El variado menú imperial contra gobiernos de centro-izquierda tiene platillos del poder suave y duro que incluyen intimidaciones como las de Clinton contra los que osan seguir políticas domésticas y externas soberanas, que recuerdan oscuras épocas de la diplomacia mundial, y también atroces operativos de terrorismo de Estado: ataques a civiles inermes usando tropas no oficiales; golpes de Estado, como en Honduras (integrante de la ALBA) seguidos de brutal represión policial-militar y, como en Afganistán, con su dosis de ejecuciones extrajudiciales. Agréguese la proliferación de bases en Colombia y Panamá; la profundización de la campaña contra Venezuela y las violaciones de su espacio aéreo, así como frecuentes manoseos en las relaciones cívico-militares sudamericanas por parte del Comando Sur, y se tendrán pistas sólidas de la continuidad con el atroz régimen Bush/Cheney. Se trata de una tendencia estructural signada por la aguda militarización de la política exterior y sus operaciones diplo-militares, integrando los programas de intervención y ocupación que realizan el Comando Norte en México y Canadá, y el Comando Sur en América Central y Sudamérica: de ahí la semejanza con las operaciones de terror de Estado en Irak, Afganistán y Pakistán donde, como ocurre con el Plan Colombia, son endémicas las masacres de la población civil usando fuerzas paramilitares y ejércitos mercenarios que operan como firmas de seguridad.
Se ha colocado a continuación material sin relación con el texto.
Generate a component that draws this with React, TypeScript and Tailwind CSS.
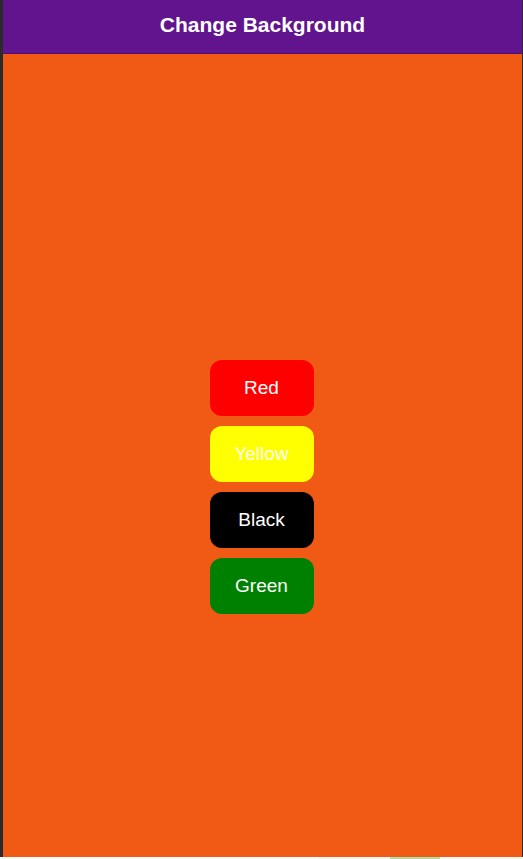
export default function App() {
    const colors = [
        { name: "Red", bg: "bg-[#ff0000]" },
        { name: "Yellow", bg: "bg-[#ffff00]" },
        { name: "Black", bg: "bg-black" },
        { name: "Green", bg: "bg-[#008000]" },
    ];

    return (
        <div className="w-[523px] h-[859px] flex flex-col bg-[#2a2a2a] font-['Liberation_Sans',Arial,sans-serif] overflow-hidden">
            <div className="flex flex-1 min-h-0">
                <div className="w-[3px] bg-[#2a2a2a]" />
                <div className="flex-1 flex flex-col">
                    {/* Header */}
                    <div className="h-[53px] bg-[#61148d] flex items-center justify-center pb-[3px]">
                        <h1 className="text-white text-[21px] font-bold">Change Background</h1>
                    </div>
                    <div className="h-px bg-[#4b0f6e]" />
                    {/* Body */}
                    <div className="flex-1 bg-[#f05a15] flex flex-col items-center pt-[306px] pr-[2px] gap-[10px]">
                        {colors.map((c) => (
                            <button
                                key={c.name}
                                className={`w-[104px] h-[56px] rounded-[12px] ${c.bg} text-white text-[19px] flex items-center justify-center`}
                            >
                                {c.name}
                            </button>
                        ))}
                    </div>
                </div>
                <div className="w-px bg-[#2a2a2a]" />
            </div>
            <div className="h-[2px] flex bg-[#f2f2f2]">
                <div className="w-[319px] bg-[#fafafa]" />
                <div className="w-[71px] bg-[#f4f4f4]" />
                <div className="w-[50px] bg-[#b3dba5]" />
                <div className="flex-1 bg-[#f7f7f7]" />
            </div>
        </div>
    );
}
El asunto es grave: Estados Unidos es una potencia militar bajo fuerte crisis económico-financiera, energética, ambiental y de acceso a recursos naturales estratégicos, con inclinación a recurrir a los instrumentos castrenses para neutralizar su debilitamiento hegemónico, monetario y la competencia de otros polos industriales y geopolíticos en Europa y Asia, también ávidos de mercados y recursos naturales. Lo que coloca a la inmoralidad mayor como amenaza de primer orden a la estabilidad y seguridad internacional, y por tanto en primer lugar de la agenda de las naciones, empezando por las de América Latina y el Caribe y de la Corte Penal Internacional.

Además de cerrar filas con Cuba y Venezuela, es crucial exigir el ingreso de Estados Unidos a la comunidad civilizada de naciones: los crímenes de guerra (Irak, Afganistán, Colombia…) se castigan bajo jurisdicción internacional. Para empezar, que Estados Unidos respete el derecho internacional y se someta, como el resto del mundo, a las Convenciones de Ginebra.